15. Моей матери когда то требовались заступники, но никто не помогал. Сам я был в отъезде, но слышал о том. где был. Но все же ни меня не вызывали, ни без зова я не уезжал. Ни ей, ни мне это не представлялось подобающим. Но состояние ускользало и перешло в руки продавцов поместий, большего количества земли, обрабатываемой многими. Все же я оставался там, где был, полагая, что позорно не только покидать свой пост в строю во время битвы, но свой пост учащегося, отцом ли кто определен на него или сам себя определил, Итак, получая известия, я потуплял взоры в землю и не расхаживал в поисках за снадобьем от печали, но у меня близко, под рукою, были самые книги и мне казалась ценнее и важнее ускользавших полей то, что можно было, взамен того, получить из этих книг.
16. Но и Демосфен из Пфания, в период неправды, воровства и хищений опекунов, не плакался, стоя подле матери, но, хотя недуги мешали его трудам [5] в красноречии, все же пребывал за работой, которой ему предстояло, достигши возмужалости, показать Афобу и прочим, что они роскошествовали не без риску для себя.
{5 Ιδρώτες, «поты», фигурально, срв. т. I, стр. XIX, 1.}
17. Сколько вестей доходило до слуха Ореста, в то время как он рос в Фокиде, о преступлении, на какое дерзнул в Микенах Эгисф, который после столь бесстыдного брака своего не давал вздохнуть свободно даже дочерям того, кто после Трои погиб за трапезою, но все же он выжидал благоприятной поры. А если бы поспешил преждевременно, он проявил бы свою готовность к возмездию, но нимало не выиграл бы в своем деле.

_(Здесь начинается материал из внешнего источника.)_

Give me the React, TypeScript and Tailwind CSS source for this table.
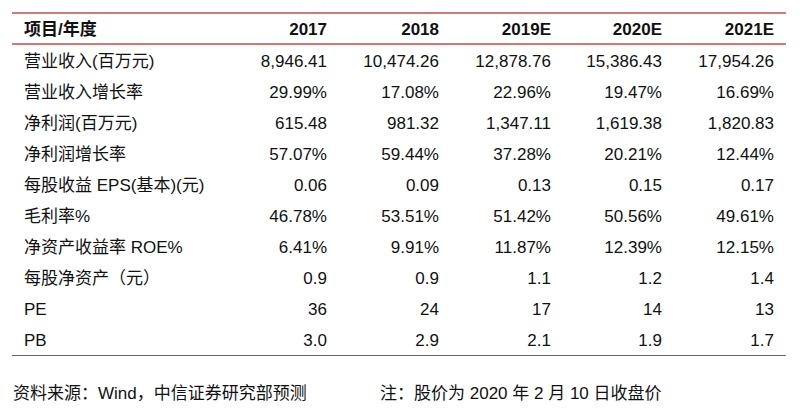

18. Вспомни и о том, кто прибыл за трупом Гектора с выкупом. Итак, Приам, склоняя Ахилла к милосердию напоминанием о Пелее и положив своей речи это начало, сказал, что и тот (Целей) испытывает крайнюю жестокость со стороны соседей. И Ахилл не противоречил, внимая этой части его слова, как бы зная, что это так. Но из за того он, оставив войну и военные действия, не спустил кораблей в море и не явился во Фтию, чтобы облегчить жизнь Пелею, но их (соседей) ненавидел, но не отказывался от того дела.